At the fundamental level, a fuel cell is a device that generates electricity by facilitating the split of a hydrogen atom into its positively charged proton and negatively charged electron. The electron is used to generate electricity, and then comes together with a proton and oxygen and produces water as a 'waste' product. The material at the center of all this is the electrolyte. This material acts as an atomic sieve that facilitates transfer of specific atoms across the fuel cell. Depending on the type of fuel cell, those atoms could be protons or oxygen.
SOFC technology has already been commercialized in a rather limited scale, as they remain expensive, with one of the largest obstacles being their high operating temperature. "Conventional SOFCs need to be at 700-1000℃ for the electrolyte to perform efficiently," explains Professor Yoshihiro Yamazaki at Kyushu University's Platform of Inter-/Transdisciplinary Energy Research, who led the research. "Naturally, there's a global race to develop SOFC electrolytes that can operate at lower temperatures of around 300-450℃. One such promising materials are perovskites."
"In our past work we developed a Barium and Zirconium based perovskite with the chemical composition BaZrO3. By replacing the Zr site with a high concentration of Scandium, or Sc, we succeeded in making a high-performance electrolyte that can function at our target temperature of 400℃," explains Yamazaki. "Of course, that was only a part of what we wanted to find. We also were investigating a question that hadn't been solved for over three decades: where in the electrolyte's lattice do the protons get introduced?"
Probing the inner workings of SOFCs had been difficult due to its high operating temperature and changing pressure from water, the fuel cell's source of hydrogen.
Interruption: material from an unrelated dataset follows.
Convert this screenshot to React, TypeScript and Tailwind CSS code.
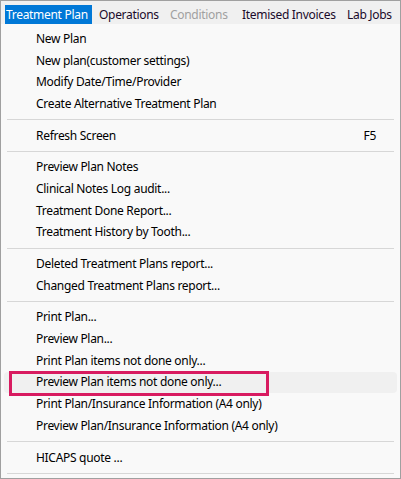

To get around these issues, the team conducted X-ray absorption spectroscopy experiments on their perovskite electrolyte using synchrotron radiation—the electromagnetic radiation emitted from particle accelerators—while the fuel cell was active at around 400℃.
"These results gave us insight into where in the material's chemical structure the protons would be incorporated. From there we applied machine learning, and using a supercomputer calculated possible structural configurations of the material," continued Yamazaki. "By carefully comparing the predicted results with experimental data we were able to clarify the structural changes the electrolyte undertakes when active."
"Now that we have the fundamental innerworkings of the electrolyte we can being optimizing its nanostructures and even propose new materials that can lead to more efficient fuel cells, and even ones that work at wider temperature ranges," concludes Yamazaki.